Emotional testimony and talk about heated rhetoric preceded a unanimous vote Friday in the Senate Judiciary Committee to pass a bill to put New Mexico in compliance with the federal REAL ID Act on.

Matthew Reichbach
Senate Judiciary Committee hearing REAL ID/driver’s license bill.
Lawmakers crowded the table where sponsors sit while presenting legislation, with Senate sponsors John Arthur Smith, D-Deming and Stuart Ingle, R-Portales, crowded next to House sponsors Andy Nuñez, R-Hatch and Paul Pacheco, R-Albuquerque. State Taxation and Revenue Department Secretary Demesia Padilla also sat at the table.
The committee commended Smith and Ingle for working on a compromise bill separate from the House bill that cleared the Senate Public Affairs Committee after extensive changes.
“The big, fundamental difference when you really get down to it [is] the ability to opt out of REAL ID,” Smith told NM Political Report after the hearing. “And that’s a huge difference in the two bills.”
The two-tier system would have one tier that is REAL ID compliant that only those who are here legally could have. The lower tier, which is not REAL ID compliant, would require renewal every two years.
He also noted that Gov. Susana Martinez and her administration are pushing hard for requiring fingerprints. The Smith-Ingle version does not include that language.
The House Republican caucus sent out an amendment from a 2011 driver’s bill. The amendment required fingerprints and received the support of most Democrats, including Senate Majority Leader Michael Sanchez of Belen.
While Sen. Cisco McSorley, D-Albuquerque, asked technical questions of Padilla and Department of Public Safety Secretary Greg Fouratt, most of the debate from members of the committee focused on the rhetoric and tone surrounding the issue over the past six years.
Sanchez, who has been the aim of political attacks on the issue for years, spoke at length about this.

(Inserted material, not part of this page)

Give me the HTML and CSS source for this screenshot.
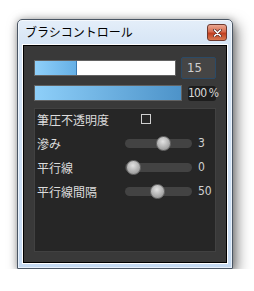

“I have never seen an issue in the New Mexico Legislature that has divided the people and the ugly political rhetoric that has gone on towards human beings,” Sanchez said in a long, emotional monologue. “I just have never, ever seen it before.”
One thing Sanchez noted is that some of heated rhetoric came from Hispanics against those who are in the country illegally and that it “surprises him to no end.”
“It’s the Legislators and politicians who use the ugly language so that these haters can come out of their holes and start doing the things that they do,” Sanchez said.
Committee chair Richard Martinez, D-Española, was the sponsor of the bill that allowed undocumented immigrants to obtain driver’s licenses back during Gov. Bill Richardson’s administration.
He said that he probably received even worse messages than Sanchez.
“They can think whatever they want about me, and that’s fine,” Martinez said.
Sen. Bill Payne, R-Albuquerque, said he was gratified to see wide public support for the issue.
“When I saw this room packed the way it was, I thought it was going to be just the opposite,” Payne said.
He noted that Allen Sanchez, executive director of the New Mexico Conference of Catholic Bishops, supported the bill. The Catholic Bishops have long adamantly opposed efforts to take driver’s licenses away from those who are in the country illegally.
While a wide array of those in the public, including the Greater Albuquerque Chamber of Commerce and the New Mexico Association of Commerce and Industry, supported the Ingle-Smith bill, there were two notable opponents of the new version: Fouratt and Padilla.
Fouratt said he was worried about fraud.
“The fingerprint provision would go a long way to deterring that,” he said.
Pacheco said he still supported the House version.
“There’s some things needed that we don’t agree with,” Nuñez said.
Smith reiterated that his door and Sen. Ingle’s doors were open for anyone who wanted to discuss compromise on the legislation.
“We’ve communicated that with the executive branch,” he told the committee.
“What we really want to do at this stage is to have a pretty strong support in the New Mexico state senate to say ‘hey we’re determined,” Smith added. “Obviously we have, it appears very strong bipartisan support, and that was the only thing that was missing on the House side.”
Smith said that Senate Finance Committee, the committee which he chairs, will likely take up the legislation on Monday.
“We’ve got to move on it quickly because we’re fixing to get House Bill 2 over,” Smith said, referring to the state budget, which the House is considering on the floor this weekend.